Front-end source files
= = = = =
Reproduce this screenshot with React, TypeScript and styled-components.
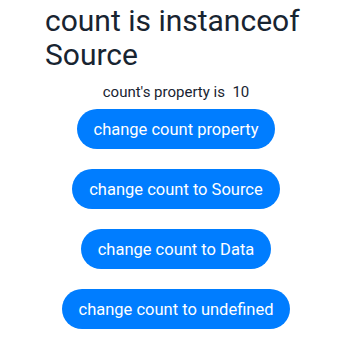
import styled, { createGlobalStyle } from "styled-components";

const GlobalStyle = createGlobalStyle`
  html, body {
    margin: 0;
    padding: 0;
    background: #ffffff;
  }
  body {
    font-family: Roboto, "Noto Sans", "Liberation Sans", sans-serif;
    -webkit-font-smoothing: antialiased;
  }
`;

const Page = styled.main`
  width: 352px;
  height: 346px;
  display: flex;
  flex-direction: column;
  align-items: center;
  box-sizing: border-box;
  padding-top: 4px;
`;

const Title = styled.h1`
  width: 262px;
  margin: 0;
  font-size: 30px;
  font-weight: 400;
  line-height: 34px;
  color: #182431;
  text-align: left;
`;

const Info = styled.p`
  margin: 10px 0 0;
  font-size: 15px;
  line-height: 20px;
  color: #182431;
  white-space: pre;
`;

const Actions = styled.div`
  display: flex;
  flex-direction: column;
  align-items: center;
  gap: 20px;
  margin-top: 7px;
`;

const ActionButton = styled.button`
  height: 40px;
  padding: 0 17px;
  border: none;
  border-radius: 20px;
  background: #007dff;
  color: #ffffff;
  font-family: inherit;
  font-size: 16.5px;
  cursor: pointer;
`;

const BUTTONS = [
  "change count property",
  "change count to Source",
  "change count to Data",
  "change count to undefined",
];

const App = () => {
  return (
    <>
      <GlobalStyle />
      <Page>
        <Title>count is instanceof Source</Title>
        <Info>count's property is  10</Info>
        <Actions>
          {BUTTONS.map((label) => (
            <ActionButton key={label}>{label}</ActionButton>
          ))}
        </Actions>
      </Page>
    </>
  );
};

export default App;
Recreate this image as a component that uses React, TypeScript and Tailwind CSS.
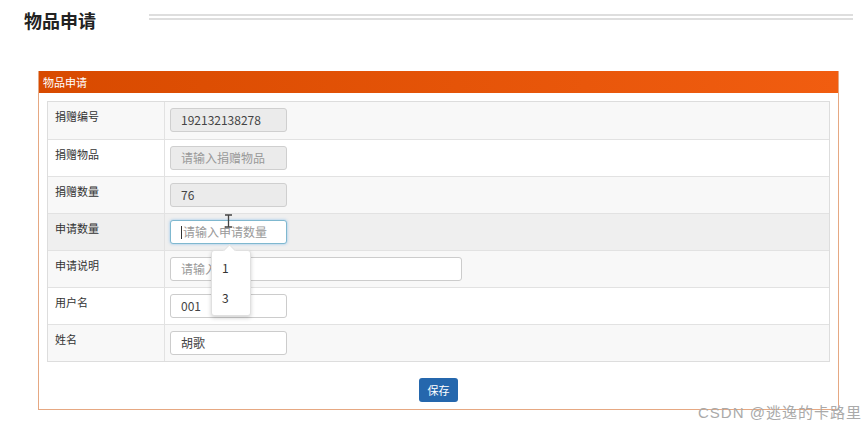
= = = = =
Repeat each record exactly, with the pictures left out.

WRITTEN SOLUTION:
Reproduce this screenshot with React, TypeScript and styled-components.
import styled, { createGlobalStyle } from "styled-components";

const GlobalStyle = createGlobalStyle`
  html, body {
    margin: 0;
    padding: 0;
    background: #ffffff;
  }
  body {
    font-family: Roboto, "Noto Sans", "Liberation Sans", sans-serif;
    -webkit-font-smoothing: antialiased;
  }
`;

const Page = styled.main`
  width: 352px;
  height: 346px;
  display: flex;
  flex-direction: column;
  align-items: center;
  box-sizing: border-box;
  padding-top: 4px;
`;

const Title = styled.h1`
  width: 262px;
  margin: 0;
  font-size: 30px;
  font-weight: 400;
  line-height: 34px;
  color: #182431;
  text-align: left;
`;

const Info = styled.p`
  margin: 10px 0 0;
  font-size: 15px;
  line-height: 20px;
  color: #182431;
  white-space: pre;
`;

const Actions = styled.div`
  display: flex;
  flex-direction: column;
  align-items: center;
  gap: 20px;
  margin-top: 7px;
`;

const ActionButton = styled.button`
  height: 40px;
  padding: 0 17px;
  border: none;
  border-radius: 20px;
  background: #007dff;
  color: #ffffff;
  font-family: inherit;
  font-size: 16.5px;
  cursor: pointer;
`;

const BUTTONS = [
  "change count property",
  "change count to Source",
  "change count to Data",
  "change count to undefined",
];

const App = () => {
  return (
    <>
      <GlobalStyle />
      <Page>
        <Title>count is instanceof Source</Title>
        <Info>count's property is  10</Info>
        <Actions>
          {BUTTONS.map((label) => (
            <ActionButton key={label}>{label}</ActionButton>
          ))}
        </Actions>
      </Page>
    </>
  );
};

export default App;
Recreate this image as a component that uses React, TypeScript and Tailwind CSS.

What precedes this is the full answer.